(Pages as source code)

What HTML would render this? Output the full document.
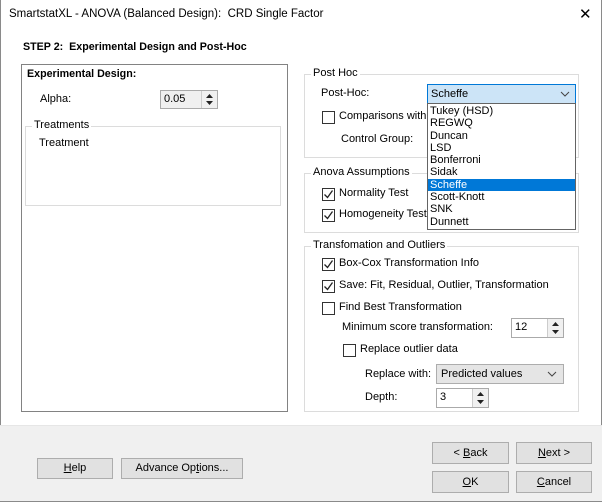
<!DOCTYPE html>
<html><head><meta charset="utf-8"><style>
*{box-sizing:border-box;margin:0;padding:0}
body{width:602px;height:502px;background:#fff;font-family:"Liberation Sans",sans-serif;font-size:11px;color:#000;position:relative;overflow:hidden}
.a{position:absolute;white-space:nowrap}
.win{position:absolute;left:0;top:0;width:602px;height:502px;border:1px solid #8a8a8a;border-top:none}
.gb{position:absolute;border:1px solid #dcdcdc}
.gl{position:absolute;background:#fff;padding:0 2px;top:-8px;left:6px}
.cb{position:absolute;width:13px;height:13px;border:1px solid #333;background:#fff}
.btn{position:absolute;background:#e1e1e1;border:1px solid #adadad;text-align:center;line-height:22px}
.inp{position:absolute;border:1px solid #7a7a7a;background:#fff;padding-left:3px;line-height:16px}
.spin{position:absolute;right:0;top:0;width:16px;height:100%;background:#f0f0f0;border-left:1px solid #ccc}
u{text-decoration:underline}
</style></head><body>
<div class="win"></div>
<div class="a" style="left:9px;top:8px;font-size:11.5px">SmartstatXL - ANOVA (Balanced Design):&nbsp; CRD Single Factor</div>
<div class="a" style="left:579px;top:5px;font-size:15px">✕</div>
<div class="a" style="left:0;top:425px;width:602px;height:76px;background:#f0f0f0;border-top:1px solid #e6e6e6"></div>
<div class="a" style="left:23px;top:41px;font-weight:bold;font-size:10.7px">STEP 2:&nbsp; Experimental Design and Post-Hoc</div>

<div class="a" style="left:21px;top:64px;width:267px;height:348px;border:1px solid #828282"></div>
<div class="a" style="left:27px;top:68px;font-weight:bold;font-size:10.7px">Experimental Design:</div>
<div class="a" style="left:40px;top:93px">Alpha:</div>
<div class="inp" style="left:160px;top:90px;width:58px;height:19px;background:#f0f0f0;border-color:#aaa">0.05<div class="spin"><svg width="15" height="17"><path d="M4 7l3.5-4 3.5 4z M4 10l3.5 4 3.5-4z" fill="#222"/></svg></div></div>
<div class="gb" style="left:25px;top:126px;width:256px;height:80px"><span class="gl" style="left:6px;top:-8px">Treatments</span></div>
<div class="a" style="left:39px;top:137px">Treatment</div>

<div class="gb" style="left:304px;top:74px;width:275px;height:84px"><span class="gl">Post Hoc</span></div>
<div class="a" style="left:321px;top:87px">Post-Hoc:</div>
<div class="cb" style="left:322px;top:111px"></div>
<div class="a" style="left:339px;top:110px">Comparisons with C</div>
<div class="a" style="left:341px;top:133px">Control Group:</div>

<div class="gb" style="left:304px;top:173px;width:275px;height:60px"><span class="gl">Anova Assumptions</span></div>
<div class="cb" style="left:322px;top:188px"><svg width="11" height="11"><path d="M1.5 5.5l3 3 5-7" stroke="#222" stroke-width="1.3" fill="none"/></svg></div>
<div class="a" style="left:339px;top:187px">Normality Test</div>
<div class="cb" style="left:322px;top:209px"><svg width="11" height="11"><path d="M1.5 5.5l3 3 5-7" stroke="#222" stroke-width="1.3" fill="none"/></svg></div>
<div class="a" style="left:339px;top:208px">Homogeneity Test</div>

<div class="a" style="left:427px;top:84px;width:149px;height:20px;background:#cce4f7;border:1px solid #0078d7;line-height:18px;padding-left:3px">Scheffe<svg class="a" style="right:5px;top:6px" width="10" height="6"><path d="M1 1l4 4 4-4" stroke="#444" fill="none"/></svg></div>
<div class="a" style="left:427px;top:103px;width:149px;height:127px;background:#fff;border:1px solid #646464;padding-top:1px;line-height:12.3px">
<div style="padding-left:2px">Tukey (HSD)</div><div style="padding-left:2px">REGWQ</div><div style="padding-left:2px">Duncan</div><div style="padding-left:2px">LSD</div><div style="padding-left:2px">Bonferroni</div><div style="padding-left:2px">Sidak</div><div style="padding-left:2px;background:#0078d7;color:#fff">Scheffe</div><div style="padding-left:2px">Scott-Knott</div><div style="padding-left:2px">SNK</div><div style="padding-left:2px">Dunnett</div></div>

<div class="gb" style="left:304px;top:246px;width:275px;height:166px"><span class="gl">Transfomation and Outliers</span></div>
<div class="cb" style="left:322px;top:258px"><svg width="11" height="11"><path d="M1.5 5.5l3 3 5-7" stroke="#222" stroke-width="1.3" fill="none"/></svg></div>
<div class="a" style="left:339px;top:257px">Box-Cox Transformation Info</div>
<div class="cb" style="left:322px;top:280px"><svg width="11" height="11"><path d="M1.5 5.5l3 3 5-7" stroke="#222" stroke-width="1.3" fill="none"/></svg></div>
<div class="a" style="left:339px;top:279px">Save: Fit, Residual, Outlier, Transformation</div>
<div class="cb" style="left:322px;top:302px"></div>
<div class="a" style="left:339px;top:301px">Find Best Transformation</div>
<div class="a" style="left:342px;top:321px">Minimum score transformation:</div>
<div class="inp" style="left:511px;top:318px;width:53px;height:20px;border-color:#aaa">12<div class="spin"><svg width="15" height="18"><path d="M4 7l3.5-4 3.5 4z M4 11l3.5 4 3.5-4z" fill="#222"/></svg></div></div>
<div class="cb" style="left:343px;top:344px"></div>
<div class="a" style="left:360px;top:343px">Replace outlier data</div>
<div class="a" style="left:365px;top:368px">Replace with:</div>
<div class="a" style="left:436px;top:364px;width:128px;height:20px;background:#e5e5e5;border:1px solid #adadad;line-height:18px;padding-left:4px">Predicted values<svg class="a" style="right:6px;top:6px" width="10" height="6"><path d="M1 1l4 4 4-4" stroke="#444" fill="none"/></svg></div>
<div class="a" style="left:365px;top:391px">Depth:</div>
<div class="inp" style="left:436px;top:388px;width:53px;height:20px;border-color:#aaa">3<div class="spin"><svg width="15" height="18"><path d="M4 7l3.5-4 3.5 4z M4 11l3.5 4 3.5-4z" fill="#222"/></svg></div></div>

<div class="btn" style="left:37px;top:458px;width:76px;height:21px;line-height:19px"><u>H</u>elp</div>
<div class="btn" style="left:121px;top:458px;width:122px;height:21px;line-height:19px">Advance Op<u>t</u>ions...</div>
<div class="btn" style="left:432px;top:442px;width:77px;height:22px;line-height:20px">&lt; <u>B</u>ack</div>
<div class="btn" style="left:516px;top:442px;width:76px;height:22px;line-height:20px"><u>N</u>ext &gt;</div>
<div class="btn" style="left:432px;top:471px;width:77px;height:22px;line-height:20px"><u>O</u>K</div>
<div class="btn" style="left:516px;top:471px;width:76px;height:22px;line-height:20px"><u>C</u>ancel</div>
</body></html>
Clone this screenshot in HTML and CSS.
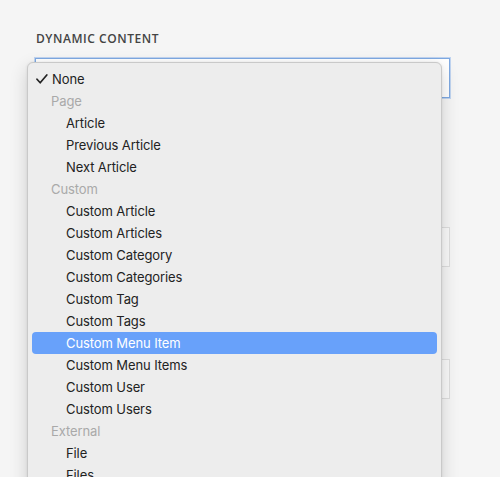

[EXERCISE TASK]
With the pictures omitted, reproduce the records in full and exactly.

[REPLY]
What HTML would render this? Output the full document.
<!DOCTYPE html>
<html><head><meta charset="utf-8"><style>
*{box-sizing:border-box;margin:0;padding:0}
body{width:602px;height:502px;background:#fff;font-family:"Liberation Sans",sans-serif;font-size:11px;color:#000;position:relative;overflow:hidden}
.a{position:absolute;white-space:nowrap}
.win{position:absolute;left:0;top:0;width:602px;height:502px;border:1px solid #8a8a8a;border-top:none}
.gb{position:absolute;border:1px solid #dcdcdc}
.gl{position:absolute;background:#fff;padding:0 2px;top:-8px;left:6px}
.cb{position:absolute;width:13px;height:13px;border:1px solid #333;background:#fff}
.btn{position:absolute;background:#e1e1e1;border:1px solid #adadad;text-align:center;line-height:22px}
.inp{position:absolute;border:1px solid #7a7a7a;background:#fff;padding-left:3px;line-height:16px}
.spin{position:absolute;right:0;top:0;width:16px;height:100%;background:#f0f0f0;border-left:1px solid #ccc}
u{text-decoration:underline}
</style></head><body>
<div class="win"></div>
<div class="a" style="left:9px;top:8px;font-size:11.5px">SmartstatXL - ANOVA (Balanced Design):&nbsp; CRD Single Factor</div>
<div class="a" style="left:579px;top:5px;font-size:15px">✕</div>
<div class="a" style="left:0;top:425px;width:602px;height:76px;background:#f0f0f0;border-top:1px solid #e6e6e6"></div>
<div class="a" style="left:23px;top:41px;font-weight:bold;font-size:10.7px">STEP 2:&nbsp; Experimental Design and Post-Hoc</div>

<div class="a" style="left:21px;top:64px;width:267px;height:348px;border:1px solid #828282"></div>
<div class="a" style="left:27px;top:68px;font-weight:bold;font-size:10.7px">Experimental Design:</div>
<div class="a" style="left:40px;top:93px">Alpha:</div>
<div class="inp" style="left:160px;top:90px;width:58px;height:19px;background:#f0f0f0;border-color:#aaa">0.05<div class="spin"><svg width="15" height="17"><path d="M4 7l3.5-4 3.5 4z M4 10l3.5 4 3.5-4z" fill="#222"/></svg></div></div>
<div class="gb" style="left:25px;top:126px;width:256px;height:80px"><span class="gl" style="left:6px;top:-8px">Treatments</span></div>
<div class="a" style="left:39px;top:137px">Treatment</div>

<div class="gb" style="left:304px;top:74px;width:275px;height:84px"><span class="gl">Post Hoc</span></div>
<div class="a" style="left:321px;top:87px">Post-Hoc:</div>
<div class="cb" style="left:322px;top:111px"></div>
<div class="a" style="left:339px;top:110px">Comparisons with C</div>
<div class="a" style="left:341px;top:133px">Control Group:</div>

<div class="gb" style="left:304px;top:173px;width:275px;height:60px"><span class="gl">Anova Assumptions</span></div>
<div class="cb" style="left:322px;top:188px"><svg width="11" height="11"><path d="M1.5 5.5l3 3 5-7" stroke="#222" stroke-width="1.3" fill="none"/></svg></div>
<div class="a" style="left:339px;top:187px">Normality Test</div>
<div class="cb" style="left:322px;top:209px"><svg width="11" height="11"><path d="M1.5 5.5l3 3 5-7" stroke="#222" stroke-width="1.3" fill="none"/></svg></div>
<div class="a" style="left:339px;top:208px">Homogeneity Test</div>

<div class="a" style="left:427px;top:84px;width:149px;height:20px;background:#cce4f7;border:1px solid #0078d7;line-height:18px;padding-left:3px">Scheffe<svg class="a" style="right:5px;top:6px" width="10" height="6"><path d="M1 1l4 4 4-4" stroke="#444" fill="none"/></svg></div>
<div class="a" style="left:427px;top:103px;width:149px;height:127px;background:#fff;border:1px solid #646464;padding-top:1px;line-height:12.3px">
<div style="padding-left:2px">Tukey (HSD)</div><div style="padding-left:2px">REGWQ</div><div style="padding-left:2px">Duncan</div><div style="padding-left:2px">LSD</div><div style="padding-left:2px">Bonferroni</div><div style="padding-left:2px">Sidak</div><div style="padding-left:2px;background:#0078d7;color:#fff">Scheffe</div><div style="padding-left:2px">Scott-Knott</div><div style="padding-left:2px">SNK</div><div style="padding-left:2px">Dunnett</div></div>

<div class="gb" style="left:304px;top:246px;width:275px;height:166px"><span class="gl">Transfomation and Outliers</span></div>
<div class="cb" style="left:322px;top:258px"><svg width="11" height="11"><path d="M1.5 5.5l3 3 5-7" stroke="#222" stroke-width="1.3" fill="none"/></svg></div>
<div class="a" style="left:339px;top:257px">Box-Cox Transformation Info</div>
<div class="cb" style="left:322px;top:280px"><svg width="11" height="11"><path d="M1.5 5.5l3 3 5-7" stroke="#222" stroke-width="1.3" fill="none"/></svg></div>
<div class="a" style="left:339px;top:279px">Save: Fit, Residual, Outlier, Transformation</div>
<div class="cb" style="left:322px;top:302px"></div>
<div class="a" style="left:339px;top:301px">Find Best Transformation</div>
<div class="a" style="left:342px;top:321px">Minimum score transformation:</div>
<div class="inp" style="left:511px;top:318px;width:53px;height:20px;border-color:#aaa">12<div class="spin"><svg width="15" height="18"><path d="M4 7l3.5-4 3.5 4z M4 11l3.5 4 3.5-4z" fill="#222"/></svg></div></div>
<div class="cb" style="left:343px;top:344px"></div>
<div class="a" style="left:360px;top:343px">Replace outlier data</div>
<div class="a" style="left:365px;top:368px">Replace with:</div>
<div class="a" style="left:436px;top:364px;width:128px;height:20px;background:#e5e5e5;border:1px solid #adadad;line-height:18px;padding-left:4px">Predicted values<svg class="a" style="right:6px;top:6px" width="10" height="6"><path d="M1 1l4 4 4-4" stroke="#444" fill="none"/></svg></div>
<div class="a" style="left:365px;top:391px">Depth:</div>
<div class="inp" style="left:436px;top:388px;width:53px;height:20px;border-color:#aaa">3<div class="spin"><svg width="15" height="18"><path d="M4 7l3.5-4 3.5 4z M4 11l3.5 4 3.5-4z" fill="#222"/></svg></div></div>

<div class="btn" style="left:37px;top:458px;width:76px;height:21px;line-height:19px"><u>H</u>elp</div>
<div class="btn" style="left:121px;top:458px;width:122px;height:21px;line-height:19px">Advance Op<u>t</u>ions...</div>
<div class="btn" style="left:432px;top:442px;width:77px;height:22px;line-height:20px">&lt; <u>B</u>ack</div>
<div class="btn" style="left:516px;top:442px;width:76px;height:22px;line-height:20px"><u>N</u>ext &gt;</div>
<div class="btn" style="left:432px;top:471px;width:77px;height:22px;line-height:20px"><u>O</u>K</div>
<div class="btn" style="left:516px;top:471px;width:76px;height:22px;line-height:20px"><u>C</u>ancel</div>
</body></html>
Clone this screenshot in HTML and CSS.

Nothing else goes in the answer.